**What you are asked to do**
Repeat the material below word for word and leave out all pictures.
★ ★ ★ ★ ★
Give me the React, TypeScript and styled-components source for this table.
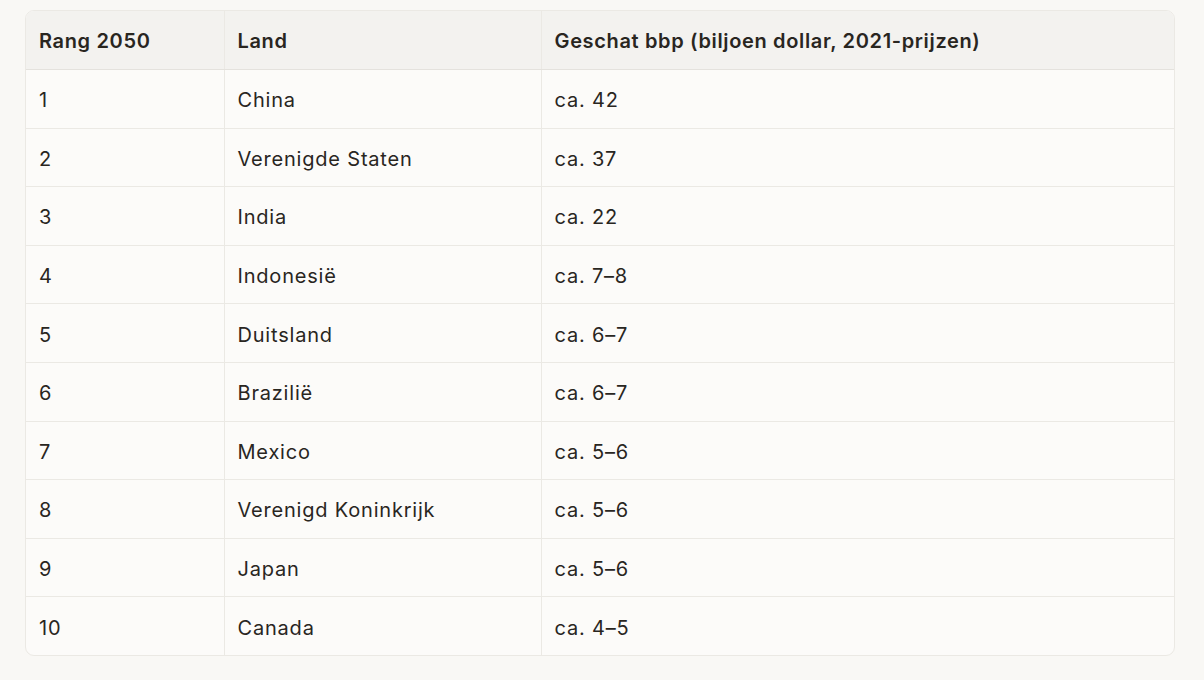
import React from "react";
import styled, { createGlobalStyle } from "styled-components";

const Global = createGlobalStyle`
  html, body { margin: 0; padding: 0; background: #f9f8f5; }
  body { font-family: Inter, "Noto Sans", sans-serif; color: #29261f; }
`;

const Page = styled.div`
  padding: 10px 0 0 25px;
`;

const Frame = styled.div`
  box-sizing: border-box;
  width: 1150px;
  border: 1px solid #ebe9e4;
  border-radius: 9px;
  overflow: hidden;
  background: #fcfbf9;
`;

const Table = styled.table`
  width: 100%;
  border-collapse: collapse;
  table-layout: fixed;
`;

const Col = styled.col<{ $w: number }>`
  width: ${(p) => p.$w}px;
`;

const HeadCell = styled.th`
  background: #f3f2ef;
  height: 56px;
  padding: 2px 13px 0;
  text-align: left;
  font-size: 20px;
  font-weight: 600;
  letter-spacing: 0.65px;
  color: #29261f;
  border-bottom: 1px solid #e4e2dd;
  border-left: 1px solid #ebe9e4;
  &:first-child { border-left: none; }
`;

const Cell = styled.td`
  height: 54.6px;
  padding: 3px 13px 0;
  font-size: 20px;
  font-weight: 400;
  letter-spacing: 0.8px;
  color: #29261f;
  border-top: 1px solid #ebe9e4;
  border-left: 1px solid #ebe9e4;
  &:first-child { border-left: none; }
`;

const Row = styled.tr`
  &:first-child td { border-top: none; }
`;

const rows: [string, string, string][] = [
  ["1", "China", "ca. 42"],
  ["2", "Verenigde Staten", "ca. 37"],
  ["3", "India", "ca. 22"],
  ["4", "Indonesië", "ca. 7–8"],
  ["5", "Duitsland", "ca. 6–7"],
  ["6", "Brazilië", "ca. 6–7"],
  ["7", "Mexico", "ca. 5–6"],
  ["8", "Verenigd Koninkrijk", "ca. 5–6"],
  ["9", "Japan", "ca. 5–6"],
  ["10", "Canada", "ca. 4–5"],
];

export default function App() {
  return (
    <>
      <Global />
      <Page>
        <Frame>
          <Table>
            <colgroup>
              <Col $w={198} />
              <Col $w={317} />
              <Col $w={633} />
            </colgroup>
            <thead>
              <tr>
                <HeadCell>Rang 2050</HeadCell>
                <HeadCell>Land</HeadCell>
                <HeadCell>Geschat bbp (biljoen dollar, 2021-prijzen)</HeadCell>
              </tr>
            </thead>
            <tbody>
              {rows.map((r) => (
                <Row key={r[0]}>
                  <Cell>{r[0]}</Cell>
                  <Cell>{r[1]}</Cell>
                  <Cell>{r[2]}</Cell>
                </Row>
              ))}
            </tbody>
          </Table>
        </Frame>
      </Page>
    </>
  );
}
★ ★ ★ ★ ★
**Full solution**
Give me the React, TypeScript and styled-components source for this table.
import React from "react";
import styled, { createGlobalStyle } from "styled-components";

const Global = createGlobalStyle`
  html, body { margin: 0; padding: 0; background: #f9f8f5; }
  body { font-family: Inter, "Noto Sans", sans-serif; color: #29261f; }
`;

const Page = styled.div`
  padding: 10px 0 0 25px;
`;

const Frame = styled.div`
  box-sizing: border-box;
  width: 1150px;
  border: 1px solid #ebe9e4;
  border-radius: 9px;
  overflow: hidden;
  background: #fcfbf9;
`;

const Table = styled.table`
  width: 100%;
  border-collapse: collapse;
  table-layout: fixed;
`;

const Col = styled.col<{ $w: number }>`
  width: ${(p) => p.$w}px;
`;

const HeadCell = styled.th`
  background: #f3f2ef;
  height: 56px;
  padding: 2px 13px 0;
  text-align: left;
  font-size: 20px;
  font-weight: 600;
  letter-spacing: 0.65px;
  color: #29261f;
  border-bottom: 1px solid #e4e2dd;
  border-left: 1px solid #ebe9e4;
  &:first-child { border-left: none; }
`;

const Cell = styled.td`
  height: 54.6px;
  padding: 3px 13px 0;
  font-size: 20px;
  font-weight: 400;
  letter-spacing: 0.8px;
  color: #29261f;
  border-top: 1px solid #ebe9e4;
  border-left: 1px solid #ebe9e4;
  &:first-child { border-left: none; }
`;

const Row = styled.tr`
  &:first-child td { border-top: none; }
`;

const rows: [string, string, string][] = [
  ["1", "China", "ca. 42"],
  ["2", "Verenigde Staten", "ca. 37"],
  ["3", "India", "ca. 22"],
  ["4", "Indonesië", "ca. 7–8"],
  ["5", "Duitsland", "ca. 6–7"],
  ["6", "Brazilië", "ca. 6–7"],
  ["7", "Mexico", "ca. 5–6"],
  ["8", "Verenigd Koninkrijk", "ca. 5–6"],
  ["9", "Japan", "ca. 5–6"],
  ["10", "Canada", "ca. 4–5"],
];

export default function App() {
  return (
    <>
      <Global />
      <Page>
        <Frame>
          <Table>
            <colgroup>
              <Col $w={198} />
              <Col $w={317} />
              <Col $w={633} />
            </colgroup>
            <thead>
              <tr>
                <HeadCell>Rang 2050</HeadCell>
                <HeadCell>Land</HeadCell>
                <HeadCell>Geschat bbp (biljoen dollar, 2021-prijzen)</HeadCell>
              </tr>
            </thead>
            <tbody>
              {rows.map((r) => (
                <Row key={r[0]}>
                  <Cell>{r[0]}</Cell>
                  <Cell>{r[1]}</Cell>
                  <Cell>{r[2]}</Cell>
                </Row>
              ))}
            </tbody>
          </Table>
        </Frame>
      </Page>
    </>
  );
}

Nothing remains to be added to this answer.